Marcelo Paixão
Coordenador do Laboratório de Análises Econômicas,
Históricas, Sociais e Estatísticas das Relações Raciais (Laeser) da UFRJ, o professor Marcelo Paixão explica a importância de Nelson Mandela, ex-presidente da África do Sul.
Após dois meses internado em decorrência de uma
infecção pulmonar, “Madiba”, como é carinhosamente chamado, comove o mundo com sua luta pela vida, aos 95 anos. Mandela foi o mais poderoso símbolo de resistência contra o regime segregacionista do “Apartheid”, oficializado em 1948 naquele país.
Durante sua militância no partido CNA
(Congresso Nacional Africano), mostrou-se um ferrenho opositor das injustiças cometidas pelos governos contra a maioria negra, o que o levou a ficar 27 anos encarcerado.
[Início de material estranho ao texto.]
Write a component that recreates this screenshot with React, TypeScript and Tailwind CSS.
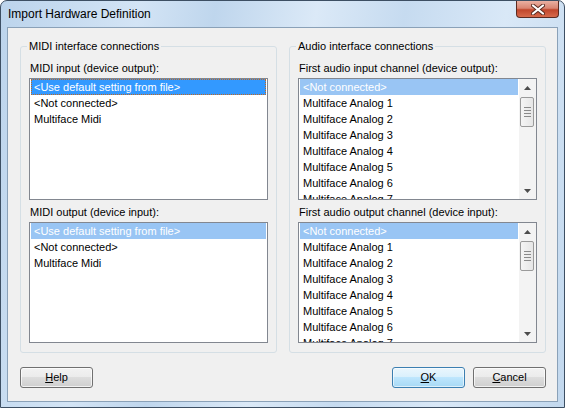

Libertado em 1990, recebeu o Prêmio Nobel da Paz em 1993 e tornou-se o primeiro presidente negro da África do Sul no ano seguinte.
Relendo a história de Nelson Mandela, realmente não há
como deixar de se lhe atribuir o reconhecimento de heroísmo, e isto malgrado a famosa frase de (Berthold) Brecht (1898-1956): “Infeliz do povo que precisa de heróis”.
Quando chegou ao poder, em 1994, o Congresso Nacional
Africano (CNA) abriu mão de grande parte do conteúdo de seu programa anterior. Foi um cálculo político possivelmente baseado no contexto no qual a transição ocorreu (fim da Guerra Fria e o risco do isolamento internacional, caso uma opção mais radical viesse a ocorrer), como, talvez, igualmente, visando gerar um quadro de consenso mínimo para que aquele país pudesse evitar uma Guerra Civil. Porém, diversos problemas legados pelo período do Apartheid se mantiveram desde então: a concentração da terra, da água e dos recursos econômicos, a pobreza e os dramas sociais da maioria da população negra sul-africana, especialmente os elevados índices de violência (e da violência contra as mulheres) e a AIDS.
A vida de Mandela deve ser razão de orgulho aos vitimados
pela intolerância, dos mais diferentes modos (racial, étnico, de gênero, nacionalidade, religiosa, opção sexual) em todo o mundo. Como tal, creio ser razoável dizer que seu nome pertence a todos os seres humanos de bem. É um patrimônio comum da humanidade a vida, obra e ideias, dos que lutaram e lutam pela liberdade. Como poderia ser definida a atual conjuntura dos debates raciais no Brasil?
De um lado, é nítido que ocorreram avanços, tendo em
vista que este assunto, ainda há cerca de 15 anos, era um completo tabu, cercado de verdades nunca ditas ou reveladas. Hoje debate-se mais abertamente o tema dos efeitos do racismo, tal qual praticado no Brasil, sobre o desenho de nossa estrutura social. Isto permitiu a geração das primeiras políticas na história republicana brasileira visando mitigar um cenário de crônicas desvantagens dos afrodescendentes, e de forma mais distante, dos povos indígenas, especialmente no que tange ao acesso à universidade e algumas medidas que incidiram sobre os materiais didáticos e currículos nas escolas do ensino básico.
Porém, mesmo estes avanços foram pequenos diante do
enorme passivo a ser superado. As desigualdades de rendimentos de cor ou raça no Brasil ainda seguem grandes (cerca de 75% a mais para os que se declaram brancos e amarelos), isso além de outros tantos problemas que colhem os negros como maiores prejudicados, tais como a baixa qualidade das escolas, a progressiva degradação do SUS e a violência policial, hoje sintetizada na pergunta que vem movendo milhares de pessoas pelo Brasil e pelo mundo: “Onde se encontra o Amarildo?”,pedreiro pobre e negro que era residente na Rocinha.
Portanto, posso reconhecer que alguns avanços ocorreram,
mas estes são sempre ameaçados de serem revertidos, seja por conta de alguma eventual futura crise econômica ou política, seja pela presença de concepções conservadoras que ainda seguem fortes no interior de nossa sociedade.